Tally the lines containing the word "styles", and report the tally alone.

=== Recorded information ===
[start]

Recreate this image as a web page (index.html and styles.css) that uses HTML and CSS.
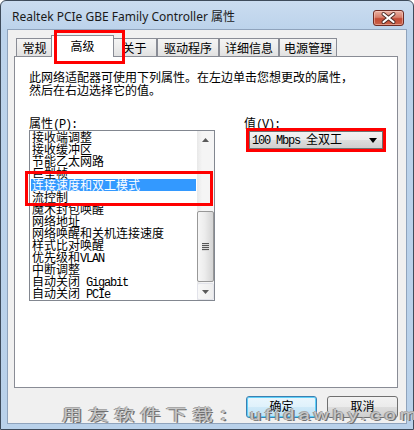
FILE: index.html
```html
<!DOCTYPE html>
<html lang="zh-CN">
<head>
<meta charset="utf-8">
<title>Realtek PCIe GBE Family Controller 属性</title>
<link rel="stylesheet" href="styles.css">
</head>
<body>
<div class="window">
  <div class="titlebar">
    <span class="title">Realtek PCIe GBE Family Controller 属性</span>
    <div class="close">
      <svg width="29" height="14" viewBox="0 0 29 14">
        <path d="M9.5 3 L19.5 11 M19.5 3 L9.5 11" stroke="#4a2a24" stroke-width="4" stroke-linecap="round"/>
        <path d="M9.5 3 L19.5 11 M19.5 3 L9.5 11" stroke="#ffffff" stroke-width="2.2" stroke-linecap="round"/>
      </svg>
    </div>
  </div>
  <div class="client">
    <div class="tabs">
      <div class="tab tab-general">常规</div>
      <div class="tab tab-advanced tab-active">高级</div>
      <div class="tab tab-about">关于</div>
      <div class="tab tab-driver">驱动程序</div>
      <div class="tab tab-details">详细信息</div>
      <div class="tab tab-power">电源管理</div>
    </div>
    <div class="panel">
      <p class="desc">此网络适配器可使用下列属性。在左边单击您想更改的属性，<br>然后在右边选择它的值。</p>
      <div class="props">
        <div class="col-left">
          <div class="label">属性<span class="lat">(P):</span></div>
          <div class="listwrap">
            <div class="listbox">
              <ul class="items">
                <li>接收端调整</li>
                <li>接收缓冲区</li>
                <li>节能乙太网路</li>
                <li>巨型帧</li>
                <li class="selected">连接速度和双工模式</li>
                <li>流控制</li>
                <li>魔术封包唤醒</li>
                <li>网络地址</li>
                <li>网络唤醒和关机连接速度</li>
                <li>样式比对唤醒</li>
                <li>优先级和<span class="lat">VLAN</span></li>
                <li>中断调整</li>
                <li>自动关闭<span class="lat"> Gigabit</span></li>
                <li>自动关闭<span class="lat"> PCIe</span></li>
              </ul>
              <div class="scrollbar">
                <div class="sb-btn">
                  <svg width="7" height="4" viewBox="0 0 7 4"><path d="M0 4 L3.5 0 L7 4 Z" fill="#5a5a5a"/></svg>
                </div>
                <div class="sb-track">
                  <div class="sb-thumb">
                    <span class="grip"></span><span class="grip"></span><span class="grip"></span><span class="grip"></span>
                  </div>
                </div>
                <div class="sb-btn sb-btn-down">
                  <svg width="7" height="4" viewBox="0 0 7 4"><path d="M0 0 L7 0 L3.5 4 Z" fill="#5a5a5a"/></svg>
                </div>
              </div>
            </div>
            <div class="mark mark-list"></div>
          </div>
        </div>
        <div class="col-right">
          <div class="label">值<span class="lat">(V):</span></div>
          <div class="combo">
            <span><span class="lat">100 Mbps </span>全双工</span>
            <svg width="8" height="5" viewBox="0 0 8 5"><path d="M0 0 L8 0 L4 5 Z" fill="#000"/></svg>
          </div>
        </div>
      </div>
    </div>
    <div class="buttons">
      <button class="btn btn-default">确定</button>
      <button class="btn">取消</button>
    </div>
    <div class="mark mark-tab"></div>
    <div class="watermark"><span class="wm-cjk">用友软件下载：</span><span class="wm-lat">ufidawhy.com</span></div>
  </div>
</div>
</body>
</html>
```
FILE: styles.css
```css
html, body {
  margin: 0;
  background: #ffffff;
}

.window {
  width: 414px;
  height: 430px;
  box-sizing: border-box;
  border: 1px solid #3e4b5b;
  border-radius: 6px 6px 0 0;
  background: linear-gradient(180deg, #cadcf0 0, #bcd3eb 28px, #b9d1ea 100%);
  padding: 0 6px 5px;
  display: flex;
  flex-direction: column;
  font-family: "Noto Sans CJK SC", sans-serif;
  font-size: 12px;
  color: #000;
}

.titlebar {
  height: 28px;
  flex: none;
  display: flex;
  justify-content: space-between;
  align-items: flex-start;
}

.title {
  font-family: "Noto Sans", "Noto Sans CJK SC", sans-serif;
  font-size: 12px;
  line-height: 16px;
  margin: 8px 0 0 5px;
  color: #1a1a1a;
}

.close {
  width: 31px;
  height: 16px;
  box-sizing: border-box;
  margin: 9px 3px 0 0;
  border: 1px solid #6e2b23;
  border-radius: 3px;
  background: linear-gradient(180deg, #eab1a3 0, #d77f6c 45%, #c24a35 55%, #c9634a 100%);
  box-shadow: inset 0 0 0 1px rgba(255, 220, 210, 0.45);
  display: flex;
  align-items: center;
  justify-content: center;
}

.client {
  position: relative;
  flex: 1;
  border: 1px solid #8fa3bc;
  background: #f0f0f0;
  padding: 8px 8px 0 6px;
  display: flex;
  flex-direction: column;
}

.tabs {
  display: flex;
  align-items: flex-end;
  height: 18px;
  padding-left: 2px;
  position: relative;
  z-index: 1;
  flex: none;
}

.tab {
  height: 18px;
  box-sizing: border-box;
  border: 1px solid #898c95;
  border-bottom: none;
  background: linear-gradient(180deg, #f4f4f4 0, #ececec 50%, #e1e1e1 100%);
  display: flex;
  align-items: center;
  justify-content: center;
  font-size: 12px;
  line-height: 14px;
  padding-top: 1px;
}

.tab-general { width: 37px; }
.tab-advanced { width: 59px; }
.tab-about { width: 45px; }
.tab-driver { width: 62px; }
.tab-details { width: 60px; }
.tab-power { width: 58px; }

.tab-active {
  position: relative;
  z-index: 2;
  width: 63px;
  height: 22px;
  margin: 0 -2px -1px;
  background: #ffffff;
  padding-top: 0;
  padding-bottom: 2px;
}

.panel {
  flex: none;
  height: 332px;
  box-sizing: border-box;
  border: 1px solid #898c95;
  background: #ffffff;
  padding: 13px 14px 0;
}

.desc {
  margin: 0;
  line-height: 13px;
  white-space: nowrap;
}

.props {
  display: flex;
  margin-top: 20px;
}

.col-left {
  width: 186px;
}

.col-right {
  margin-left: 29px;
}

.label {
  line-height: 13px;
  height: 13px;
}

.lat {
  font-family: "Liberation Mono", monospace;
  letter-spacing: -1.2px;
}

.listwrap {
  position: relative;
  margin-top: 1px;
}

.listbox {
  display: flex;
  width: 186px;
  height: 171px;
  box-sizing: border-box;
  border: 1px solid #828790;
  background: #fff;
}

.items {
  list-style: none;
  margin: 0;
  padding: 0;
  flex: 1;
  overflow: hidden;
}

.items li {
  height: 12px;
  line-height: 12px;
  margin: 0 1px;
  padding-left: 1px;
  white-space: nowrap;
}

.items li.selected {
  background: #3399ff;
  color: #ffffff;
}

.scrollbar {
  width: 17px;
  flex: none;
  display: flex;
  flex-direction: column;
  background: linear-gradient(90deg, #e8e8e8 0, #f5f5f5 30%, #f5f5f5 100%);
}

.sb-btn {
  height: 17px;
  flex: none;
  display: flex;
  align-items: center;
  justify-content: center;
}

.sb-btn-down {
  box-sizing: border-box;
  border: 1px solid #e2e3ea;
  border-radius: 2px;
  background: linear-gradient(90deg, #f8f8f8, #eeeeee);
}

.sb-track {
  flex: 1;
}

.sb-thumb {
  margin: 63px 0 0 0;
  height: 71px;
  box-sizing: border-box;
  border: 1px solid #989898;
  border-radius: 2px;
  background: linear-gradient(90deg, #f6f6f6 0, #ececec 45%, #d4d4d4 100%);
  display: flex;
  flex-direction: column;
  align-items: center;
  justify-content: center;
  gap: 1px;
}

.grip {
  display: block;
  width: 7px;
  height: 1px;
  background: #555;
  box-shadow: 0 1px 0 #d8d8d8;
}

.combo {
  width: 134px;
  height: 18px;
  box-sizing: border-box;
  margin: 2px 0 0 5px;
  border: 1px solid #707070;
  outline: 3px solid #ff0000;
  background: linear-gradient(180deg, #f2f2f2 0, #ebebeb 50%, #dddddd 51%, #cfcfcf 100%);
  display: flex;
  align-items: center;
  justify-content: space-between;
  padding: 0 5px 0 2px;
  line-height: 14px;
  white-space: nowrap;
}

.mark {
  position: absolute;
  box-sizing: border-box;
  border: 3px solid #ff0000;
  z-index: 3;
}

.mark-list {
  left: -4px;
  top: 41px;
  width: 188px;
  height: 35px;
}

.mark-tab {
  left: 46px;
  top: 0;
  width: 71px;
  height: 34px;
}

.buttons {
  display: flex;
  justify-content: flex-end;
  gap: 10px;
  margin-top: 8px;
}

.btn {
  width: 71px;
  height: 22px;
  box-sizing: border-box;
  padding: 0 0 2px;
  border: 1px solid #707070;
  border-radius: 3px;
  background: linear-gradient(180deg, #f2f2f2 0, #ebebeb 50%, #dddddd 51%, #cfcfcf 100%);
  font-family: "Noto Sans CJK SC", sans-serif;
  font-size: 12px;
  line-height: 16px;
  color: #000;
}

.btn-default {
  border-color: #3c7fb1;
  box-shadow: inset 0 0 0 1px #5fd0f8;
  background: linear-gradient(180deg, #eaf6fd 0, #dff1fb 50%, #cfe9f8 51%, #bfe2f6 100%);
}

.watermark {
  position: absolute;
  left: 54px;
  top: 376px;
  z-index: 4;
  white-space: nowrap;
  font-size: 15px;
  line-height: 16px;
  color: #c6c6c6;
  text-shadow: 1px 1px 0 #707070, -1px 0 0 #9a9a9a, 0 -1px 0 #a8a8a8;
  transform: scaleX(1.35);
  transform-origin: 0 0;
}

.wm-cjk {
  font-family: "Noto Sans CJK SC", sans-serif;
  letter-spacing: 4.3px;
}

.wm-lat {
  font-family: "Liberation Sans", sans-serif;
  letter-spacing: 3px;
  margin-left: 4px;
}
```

[end]

=== Response below ===
3